By Mark Watte, Tulare County diversified grower

We were on a waiting list for well drillers for close to two years. I finally got them in and we had eight wells drilled. Now we are waiting on the pump company, which will be another six to eight months.

We will fallow about 30 percent of our row-crop land because of lack of water. The crops we have are fine and normal. I am seeing higher than normal bug pressure in our cotton. We sprayed it two or three times already, which is unusual. But it is progressing normally.

On the dairy side of things, we are stable. We will probably break even, nothing more than that.

The one thing that isn’t looking good is our pistachios.

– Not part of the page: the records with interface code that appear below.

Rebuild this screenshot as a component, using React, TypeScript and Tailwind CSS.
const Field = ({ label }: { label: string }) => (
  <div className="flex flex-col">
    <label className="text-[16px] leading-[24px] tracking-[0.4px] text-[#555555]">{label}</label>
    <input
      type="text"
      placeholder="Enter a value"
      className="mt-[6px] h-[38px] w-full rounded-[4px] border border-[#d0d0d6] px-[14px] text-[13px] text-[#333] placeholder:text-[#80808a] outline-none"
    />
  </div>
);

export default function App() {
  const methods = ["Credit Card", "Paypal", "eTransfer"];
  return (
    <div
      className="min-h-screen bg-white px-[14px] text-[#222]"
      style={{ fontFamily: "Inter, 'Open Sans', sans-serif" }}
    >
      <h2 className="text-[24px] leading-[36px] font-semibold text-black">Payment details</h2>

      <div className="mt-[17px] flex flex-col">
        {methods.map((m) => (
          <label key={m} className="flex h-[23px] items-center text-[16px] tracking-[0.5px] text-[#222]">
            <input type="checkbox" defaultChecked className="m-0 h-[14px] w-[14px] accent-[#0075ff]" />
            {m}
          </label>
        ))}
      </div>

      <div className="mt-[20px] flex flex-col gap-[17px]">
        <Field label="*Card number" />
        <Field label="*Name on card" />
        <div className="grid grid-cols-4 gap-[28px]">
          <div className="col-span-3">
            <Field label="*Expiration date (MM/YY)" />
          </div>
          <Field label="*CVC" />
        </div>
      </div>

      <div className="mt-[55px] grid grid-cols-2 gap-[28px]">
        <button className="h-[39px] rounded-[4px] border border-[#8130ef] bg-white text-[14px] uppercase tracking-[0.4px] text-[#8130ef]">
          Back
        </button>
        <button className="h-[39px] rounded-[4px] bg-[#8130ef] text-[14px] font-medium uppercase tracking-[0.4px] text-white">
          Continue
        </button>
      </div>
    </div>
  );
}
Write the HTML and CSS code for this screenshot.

The lack of chill is what we are blaming it on and the crop definitely looks less than last year, at least on our acreage. It is quite disappointing. All in all, even with the additional acreage, I don’t think we are going to make the overall production that we made last year.

At the end of the day, it is all about water.

By Jeff Merwin, Yolo County alfalfa and seed grower

Between well-timed rain and irrigation, we were able to finish the wheat crop, and are preparing to start harvest with the organic grains first.

Safflower looks good too, and it will be blooming earlier than usual due to early planting and adequate, but not ample, moisture. Thankfully, the weather has been mild.

I am almost finished with the second cutting of alfalfa. The first cutting was reduced due to late aphid pressure and lack of rainfall. The onion seed crop looks fair to good, and other seed crops look excellent.

I have seen the first two agricultural wells in our district drilled within the last two weeks, which is disturbing to us old timers here. Our district does not have well water, so there is concern about potential curtailment of our most senior water rights, but we are currently irrigating crops that need it with no problems. I'm looking forward to a wet winter.